— Start Available data —

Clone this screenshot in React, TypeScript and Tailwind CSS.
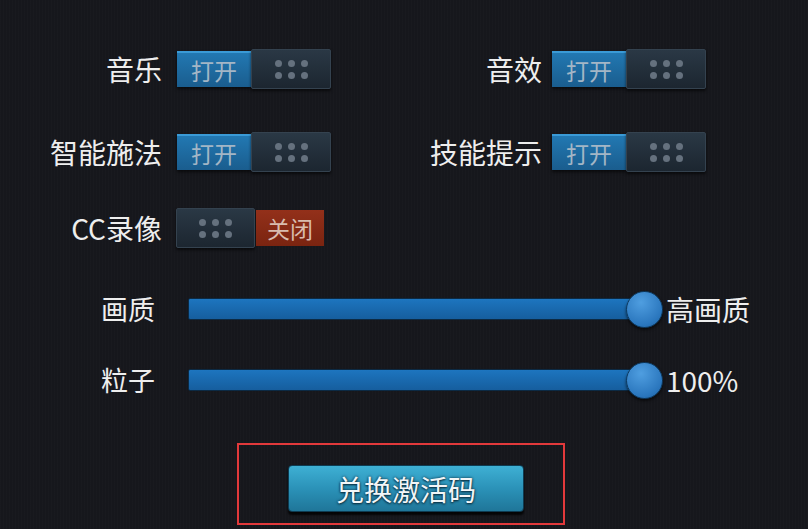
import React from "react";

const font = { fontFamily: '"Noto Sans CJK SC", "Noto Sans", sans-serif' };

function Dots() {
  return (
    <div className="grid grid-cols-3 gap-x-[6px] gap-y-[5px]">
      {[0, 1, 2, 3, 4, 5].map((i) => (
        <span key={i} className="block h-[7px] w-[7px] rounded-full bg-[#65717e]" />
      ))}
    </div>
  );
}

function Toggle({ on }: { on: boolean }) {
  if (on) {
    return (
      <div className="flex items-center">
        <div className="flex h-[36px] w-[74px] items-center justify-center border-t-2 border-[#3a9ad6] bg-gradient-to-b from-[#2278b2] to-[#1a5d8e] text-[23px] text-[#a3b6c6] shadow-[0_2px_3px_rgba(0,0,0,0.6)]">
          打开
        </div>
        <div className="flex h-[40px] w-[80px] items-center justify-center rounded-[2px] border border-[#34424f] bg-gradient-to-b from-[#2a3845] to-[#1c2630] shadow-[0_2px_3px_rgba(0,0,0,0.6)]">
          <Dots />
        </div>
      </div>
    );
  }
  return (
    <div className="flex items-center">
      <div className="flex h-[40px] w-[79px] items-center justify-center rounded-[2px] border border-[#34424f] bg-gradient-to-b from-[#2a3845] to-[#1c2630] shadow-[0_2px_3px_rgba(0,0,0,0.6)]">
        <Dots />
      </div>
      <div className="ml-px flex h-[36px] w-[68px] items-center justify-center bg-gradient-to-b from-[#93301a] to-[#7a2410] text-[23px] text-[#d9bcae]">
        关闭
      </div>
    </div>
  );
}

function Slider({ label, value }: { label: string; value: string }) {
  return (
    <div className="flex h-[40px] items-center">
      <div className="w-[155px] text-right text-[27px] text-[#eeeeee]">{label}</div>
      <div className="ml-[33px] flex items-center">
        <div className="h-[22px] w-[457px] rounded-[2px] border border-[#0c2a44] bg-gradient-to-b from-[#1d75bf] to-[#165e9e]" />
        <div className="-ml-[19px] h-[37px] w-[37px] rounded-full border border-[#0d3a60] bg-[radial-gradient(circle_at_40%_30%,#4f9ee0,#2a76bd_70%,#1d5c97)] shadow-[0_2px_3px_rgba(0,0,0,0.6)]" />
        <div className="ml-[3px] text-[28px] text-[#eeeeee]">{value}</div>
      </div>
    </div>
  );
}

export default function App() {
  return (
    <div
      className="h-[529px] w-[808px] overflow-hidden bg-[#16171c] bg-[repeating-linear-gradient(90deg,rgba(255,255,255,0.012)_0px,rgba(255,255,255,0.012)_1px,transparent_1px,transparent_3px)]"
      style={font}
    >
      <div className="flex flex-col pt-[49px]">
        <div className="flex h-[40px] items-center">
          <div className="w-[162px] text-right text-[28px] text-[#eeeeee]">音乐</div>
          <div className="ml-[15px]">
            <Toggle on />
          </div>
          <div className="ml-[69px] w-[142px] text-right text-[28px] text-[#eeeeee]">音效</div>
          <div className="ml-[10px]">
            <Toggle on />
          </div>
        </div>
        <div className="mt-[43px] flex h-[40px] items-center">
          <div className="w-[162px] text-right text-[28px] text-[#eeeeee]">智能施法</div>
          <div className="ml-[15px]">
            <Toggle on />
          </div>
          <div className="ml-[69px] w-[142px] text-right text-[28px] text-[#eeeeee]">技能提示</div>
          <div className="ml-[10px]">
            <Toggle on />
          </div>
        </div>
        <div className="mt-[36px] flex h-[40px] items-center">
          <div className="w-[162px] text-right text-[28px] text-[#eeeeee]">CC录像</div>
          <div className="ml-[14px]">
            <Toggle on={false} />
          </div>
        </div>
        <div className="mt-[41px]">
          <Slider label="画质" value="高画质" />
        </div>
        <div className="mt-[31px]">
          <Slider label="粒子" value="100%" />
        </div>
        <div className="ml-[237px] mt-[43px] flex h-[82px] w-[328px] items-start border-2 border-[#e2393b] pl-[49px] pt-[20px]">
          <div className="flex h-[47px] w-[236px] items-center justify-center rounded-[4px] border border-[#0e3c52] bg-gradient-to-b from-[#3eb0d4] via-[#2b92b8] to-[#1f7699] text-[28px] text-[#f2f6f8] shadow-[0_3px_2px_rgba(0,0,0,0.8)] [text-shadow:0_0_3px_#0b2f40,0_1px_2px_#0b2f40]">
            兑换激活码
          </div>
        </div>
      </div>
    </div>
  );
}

— End Available data —

- Task -
Look over the material above and show each line where "React" appears.

- Correct result -
Clone this screenshot in React, TypeScript and Tailwind CSS.
import React from "react";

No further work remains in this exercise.